Dikatakan, dirinya belum menerima hasil audit investigasi BPK. Karena itu, ungkapnya, dirinya tidak berwenang menanggapinya.
Audit investigasi BPK itu sendiri ungkap Evyn atas permintaan Pansus Pelndo II DPR RI. " Audit BPK itu kan atas permintaan Pansus Pelindo II DPR RI. Kami juga tidak mendapat hasil audit investigasi tersebut. Saya tidak berhak menanggapinya," kata Elvyn diselah-selah acara media visit 2018 di kantornya, Senin.
Anggota Pansus Pelindo II DPR, Irma Suryani mengatakan, hasil audit investigasi BPK RI itu telah direkomendasikan kepada pemerintah untuk ditindaklanjuti.
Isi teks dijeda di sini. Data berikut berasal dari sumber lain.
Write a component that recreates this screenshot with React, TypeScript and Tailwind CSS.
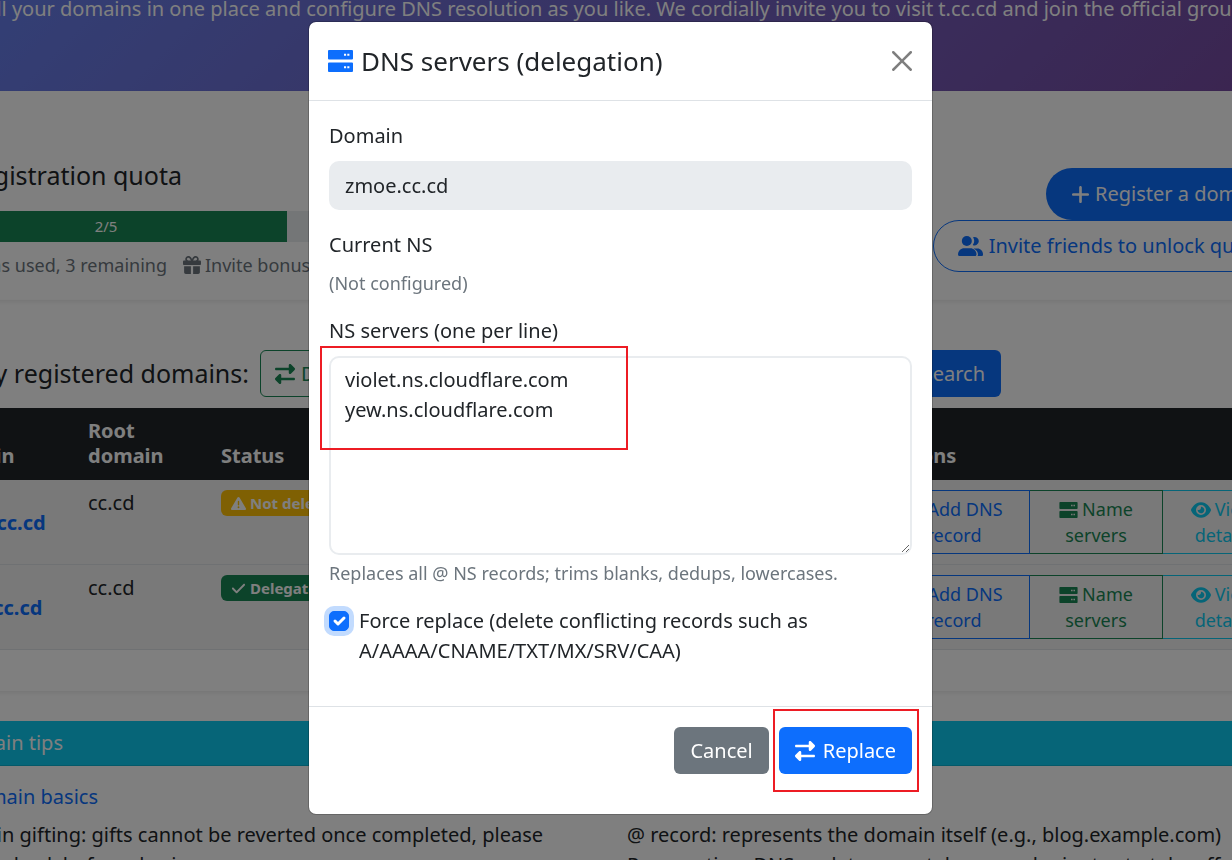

Dia juga meminta, dugaan keugian negara tersebut dituntaskan secara hukum.
Pansus juga sudah mendorong Komisi Pemberantasan Korupsi (KPK) agar menuntaskan kasus perpanjangan JICT yang tengah ditangani komisi anti rasuah tersebut, kata Irma.
Seperti dibertakan sebelumnya, Ketua DPR RI Bambang Soesatyo meminta aparat penegak hukum menindaklanjuti hasil audit investigatif BPK tersebut.
Dalam temuan BPK RI, ada dugaan penyalahgunaan dengan skema identik kasus Koja dengan Jakarta International Container Terminal (JICT). Kasus di JICT sudah terlebih dahulu diinvestigasi oleh BPK dengan kerugian keuangan negara minimal Rp 4,08 triliun.
Metodenya mirip yang dimulai dengan rencana perpanjangan yang sudah diinisasi sejak 2011 oleh mantan Direktur Utama Pelindo II RJ Lino tanpa pernah dibahas dan dimasukkan dalam Rencana Jangka Panjang Perusahaan dan Rencana Kerja Anggaran Perusahaan. Hal itupun tak pernah diinformasikan dalam laporan keuangan 2014.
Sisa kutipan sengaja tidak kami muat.